Calling the ADU legislation “dangerous and ill-thought,” Slater on Sunday, Feb. 20, called Hochul’s decision to remove it from her budget “a great victory for communities across New York state.”
“A bipartisan coalition of municipal officials including the Yorktown Town Board worked tirelessly to stop this proposal and stand up to an egregious overreach by Albany politicians,” he said, adding that the town supports accessory dwelling units and “has produced 177 to date.”
“We clearly don’t need Albany telling us how to produce accessory dwelling units,” Slater declared.
He urged municipal officials to focus their “collective energies” on defeating the governor’s Transit Oriented Housing proposal, calling it “an equally alarming and precedent-setting policy that will undoubtedly alter the character of municipalities across New York state.”

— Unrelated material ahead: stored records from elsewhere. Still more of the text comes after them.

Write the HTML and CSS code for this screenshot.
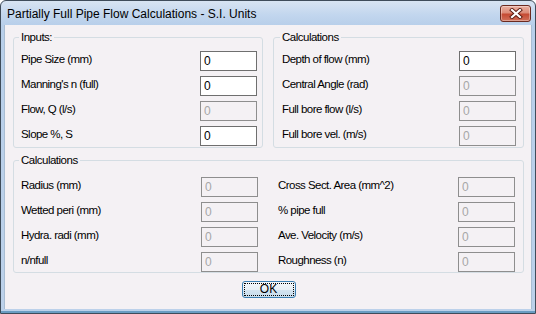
FILE: index.html
```html
<!DOCTYPE html>
<html>
<head>
<meta charset="utf-8">
<link rel="stylesheet" href="styles.css">
</head>
<body>
<div class="window">
  <div class="titlebar">
    <span class="title">Partially Full Pipe Flow Calculations - S.I. Units</span>
    <button class="close" aria-label="Close">
      <svg width="14" height="11" viewBox="0 0 14 11">
        <path d="M3 2 L11 9 M11 2 L3 9" stroke="#5a1a10" stroke-width="4" stroke-linecap="square"/>
        <path d="M3 2 L11 9 M11 2 L3 9" stroke="#ffffff" stroke-width="2.2" stroke-linecap="square"/>
      </svg>
    </button>
  </div>
  <div class="client">
    <div class="top">
      <fieldset class="group inputs">
        <legend>Inputs:</legend>
        <div class="rows">
          <div class="row"><span class="lbl">Pipe Size (mm)</span><input class="field" value="0"></div>
          <div class="row"><span class="lbl">Manning's n (full)</span><input class="field" value="0"></div>
          <div class="row"><span class="lbl">Flow, Q (l/s)</span><input class="field" value="0" disabled></div>
          <div class="row"><span class="lbl">Slope %, S</span><input class="field" value="0"></div>
        </div>
      </fieldset>
      <fieldset class="group calc">
        <legend>Calculations</legend>
        <div class="rows">
          <div class="row"><span class="lbl">Depth of flow (mm)</span><input class="field" value="0"></div>
          <div class="row"><span class="lbl">Central Angle (rad)</span><input class="field" value="0" disabled></div>
          <div class="row"><span class="lbl">Full bore flow (l/s)</span><input class="field" value="0" disabled></div>
          <div class="row"><span class="lbl">Full bore vel. (m/s)</span><input class="field" value="0" disabled></div>
        </div>
      </fieldset>
    </div>
    <fieldset class="group wide">
      <legend>Calculations</legend>
      <div class="grid">
        <div class="row"><span class="lbl">Radius (mm)</span><input class="field" value="0" disabled></div>
        <div class="row"><span class="lbl">Cross Sect. Area (mm^2)</span><input class="field" value="0" disabled></div>
        <div class="row"><span class="lbl">Wetted peri (mm)</span><input class="field" value="0" disabled></div>
        <div class="row"><span class="lbl">% pipe full</span><input class="field" value="0" disabled></div>
        <div class="row"><span class="lbl">Hydra. radi (mm)</span><input class="field" value="0" disabled></div>
        <div class="row"><span class="lbl">Ave. Velocity (m/s)</span><input class="field" value="0" disabled></div>
        <div class="row"><span class="lbl">n/nfull</span><input class="field" value="0" disabled></div>
        <div class="row"><span class="lbl">Roughness (n)</span><input class="field" value="0" disabled></div>
      </div>
    </fieldset>
    <div class="actions">
      <button class="ok"><span class="focus">OK</span></button>
    </div>
  </div>
</div>
</body>
</html>
```

FILE: styles.css
```css
* { box-sizing: border-box; }
html, body { margin: 0; padding: 0; }
body {
  width: 536px;
  height: 314px;
  overflow: hidden;
  background: #ffffff;
  font-family: "Liberation Sans", Arial, sans-serif;
}
.window {
  width: 536px;
  height: 314px;
  border: 1px solid #3f4c5a;
  border-radius: 6px 6px 0 0;
  background: linear-gradient(#d8e4f2 0, #c2d6ee 14px, #b8cfea 24px, #bcd1ea 100%);
  display: flex;
  flex-direction: column;
  box-shadow: inset 0 -2px 0 #6a9cc2;
}
.titlebar {
  height: 24px;
  flex: none;
  display: flex;
  align-items: flex-start;
  justify-content: space-between;
  padding: 0 4px 0 6px;
}
.title {
  font-size: 12px;
  line-height: 14px;
  padding-top: 6px;
  color: #000;
}
.close {
  margin-top: 4px;
  width: 31px;
  height: 17px;
  padding: 0;
  border: 1px solid #6b2a20;
  border-radius: 3px;
  background: linear-gradient(#eab0a2 0, #dc8b78 45%, #c54a33 55%, #d0705a 100%);
  box-shadow: inset 0 0 0 1px rgba(255,255,255,0.35);
  display: flex;
  align-items: center;
  justify-content: center;
}
.client {
  flex: 1;
  margin: 0 3px 4px 3px;
  background: #f4f1f4;
  padding: 6px 7px 0 8px;
  display: flex;
  flex-direction: column;
  border-left: 1px solid #a9bdd2;
  border-right: 1px solid #a9bdd2;
}
.top {
  display: flex;
  gap: 10px;
}
.group {
  margin: 0;
  min-width: 0;
  border: 1px solid #d4dde3;
  border-radius: 3px;
  font-size: 11px;
}
.group legend {
  padding: 0 2px;
  margin-left: -2px;
  line-height: 12px;
  font-size: 11.5px;
  letter-spacing: -0.5px;
  color: #000;
}
.inputs {
  width: 251px;
  padding: 8px 5px 1px 7px;
}
.calc {
  width: 252px;
  padding: 8px 7px 1px 8px;
}
.wide {
  margin-top: 6px;
  padding: 11px 8px 0 7px;
}
.rows {
  display: flex;
  flex-direction: column;
  gap: 5px;
}
.grid {
  display: grid;
  grid-template-columns: 1fr 1fr;
  column-gap: 20px;
  row-gap: 5px;
}
.row {
  display: flex;
  align-items: center;
  justify-content: space-between;
  height: 20px;
}
.lbl {
  font-size: 11.5px;
  letter-spacing: -0.55px;
  line-height: 13px;
  margin-bottom: 4px;
  color: #000;
  white-space: nowrap;
}
.field {
  width: 57px;
  height: 20px;
  margin: 0;
  padding: 0 0 0 3px;
  border: 1px solid #6f6f6f;
  border-radius: 0;
  background: #ffffff;
  font-family: "Liberation Sans", Arial, sans-serif;
  font-size: 12px;
  color: #000;
  outline: none;
}
.field:disabled {
  background: #f4f1f4;
  border-color: #8e8e8e;
  color: #a7a7a7;
}
.actions {
  display: flex;
  justify-content: center;
  margin-top: 8px;
}
.ok {
  width: 54px;
  height: 17px;
  padding: 1px;
  border: 1px solid #3c7fb1;
  border-radius: 3px;
  background: linear-gradient(#f4f8fb 0, #e8f0f6 50%, #d4e4f0 51%, #c6dcec 100%);
  font-family: "Liberation Sans", Arial, sans-serif;
  font-size: 12px;
  color: #000;
  display: flex;
}
.focus {
  flex: 1;
  border: 1px dotted #000;
  display: flex;
  align-items: center;
  justify-content: center;
  line-height: 11px;
}
```
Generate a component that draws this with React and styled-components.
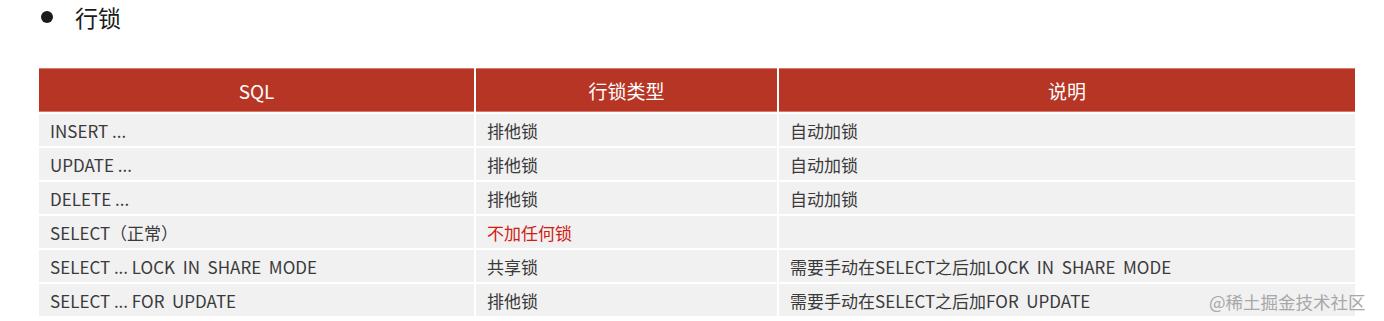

Bedford Supervisor Ellen Calves, while applauding the legislation’s goal of increasing the affordable housing stock, still had called for changes to safeguard “certain things that we control and want to continue to control.”
Scorrano, Lucas, Slater and a bipartisan group of pols joined Republican gubernatorial candidate and former Westchester County Executive Rob Astorino in Armonk on Monday, Feb. 14, to publicly denounce the legislation as an attempt to override home rule.
Also reacting to Hochul’s decision Friday, Assemblyman Chris Burdick (D-Bedford) said he believed “accessory dwelling units can be a very good tool for increasing the supply of housing units.”
Burdick, who has represented the 93rd District since January 2021, previously served as Bedford town supervisor. He is a member of the Assembly’s Housing Committee.
While expressing “great respect” for Harckham, he still didn’t think “this was the way to do it.”
“I think that some people are going to declare victory and say the Big Bad Wolf is dead, but I don’t really look at it that way. I look at it as a process that can return to a less-pressured discussion of how can we move things forward.”